My husband and I were so set on a girl’s name – and still know what we’d pick should we ever have a girl. Our boy name wasn’t so set in stone. For my husband, the instant I muttered Cohen, he was hooked, from our previous choice of Wyatt. I, however, felt that I was abandoning Wyatt, the name we had liked for what seemed like forever. So even though Cohen was a name I suggested, I just could not commit whatsoever. It took being in the hospital, having the nurses prep for his delivery for me to finally say out loud, that yes, our son’s name would indeed be Cohen. I had my reasons for being nervous about his name, and while those reasons are still there, I cannot picture him being called by any other name, and I suppose that’s what counts.
Below are some ways that I can guarantee your child will have one heck of a time with his/her name, and probably also blame you for years and years in therapy!
1. Pick a perfectly normal name and then alter the spelling – for instance, my name, Madison, spelled so obviously, which is fine; however, I now know many younger kids by Maddyson, Madisyn. The same goes for Britni, Mykal, you get the point. Why make your kid spend his/her life correcting and explaining how to spell said name.
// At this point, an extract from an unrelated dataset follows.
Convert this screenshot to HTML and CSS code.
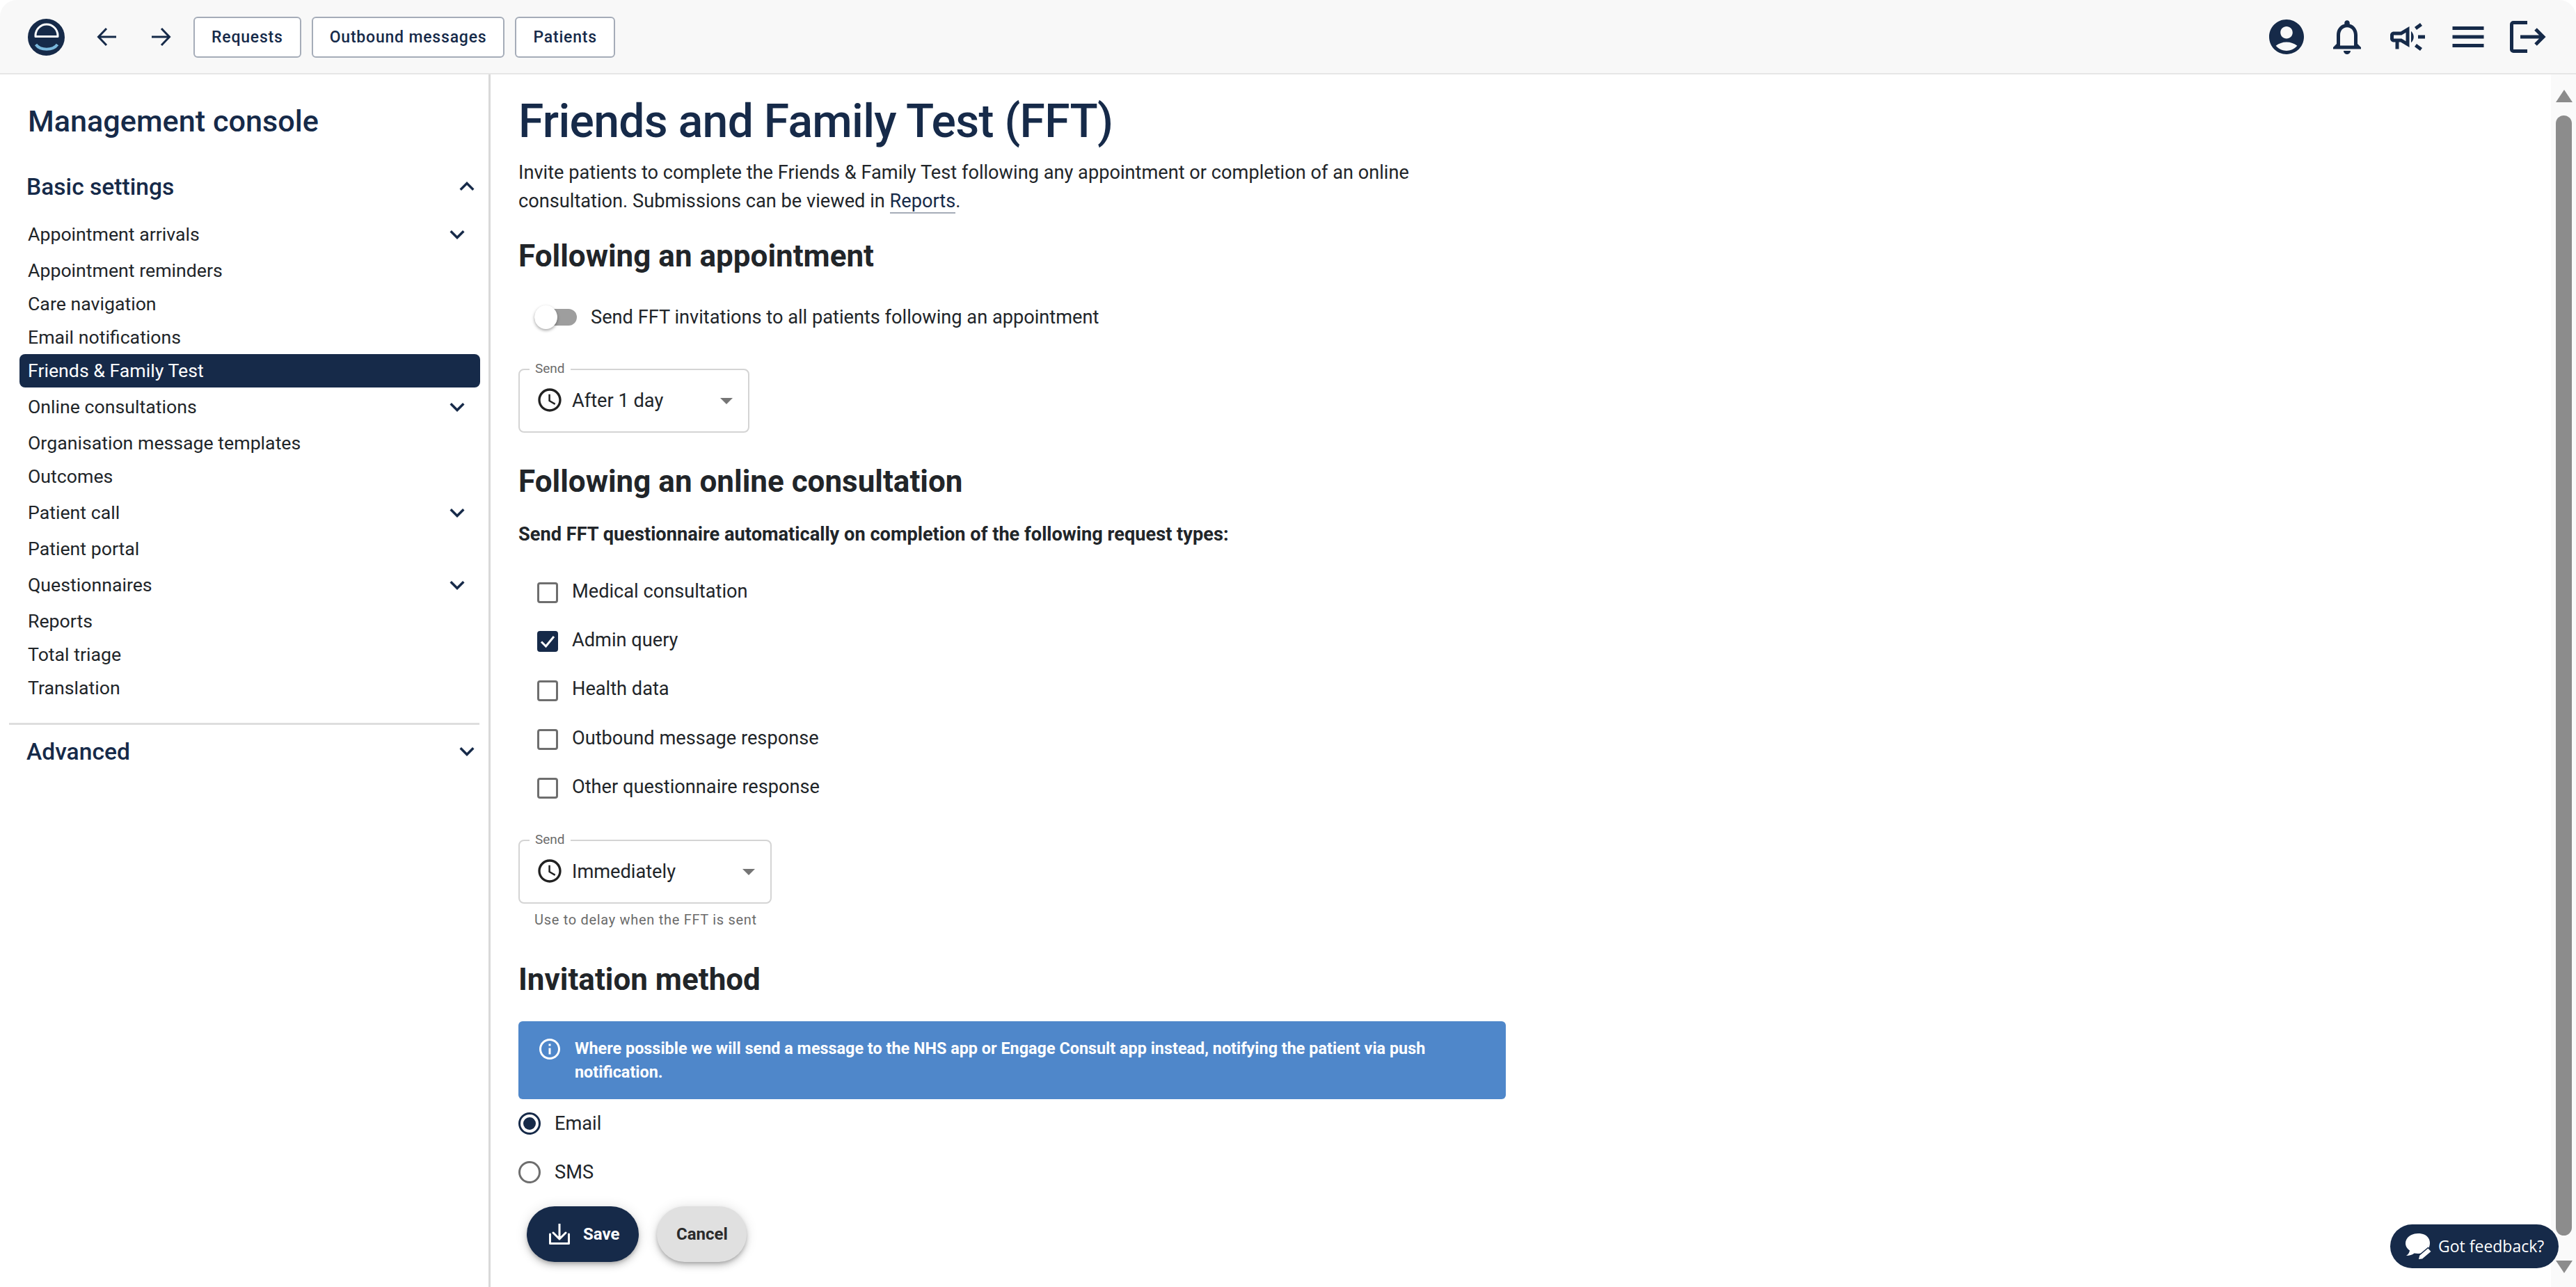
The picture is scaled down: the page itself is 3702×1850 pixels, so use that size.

2. Spell a word backward to make a name – Nevaeh (heaven spelled backward) is the best example of this – and drives me pretty crazy. I don’t get the trend, I guess.
3. Pick something so crazy, for no reason at all – Marishoula or something just as ridiculous makes no sense and is unnecessary.
4. Don’t consider the combined name – the best example I found of this is Dixie Normas. Just say it out loud. Ok.
5. Give your kid a stripper name – unless, of course, you’re perfectly ok with Candy Kane taking that career path.
6. Name your child after a product – for instance, Nivea, or I guess Sally Hansen, too.
7. Give your twins matching names – Cohen and Owen, Richie and Rikki, Marcia and Marshall. Too matchy matchy can be so confusing for parents, friends, etc.
8. Name your child after a drug – Ecstasy, Opium, anyone?
9. Take inspiration from the wrong places – one example being the movies. While Star Wars is a classic, the name Darth is better left to that character.
10. Take inspiration from celebs – names such as Sage Moonblood, Audio Science and Pilot Inspektor are better left to the celebrity parents as those kids really have no shot at a totally normal life anyway.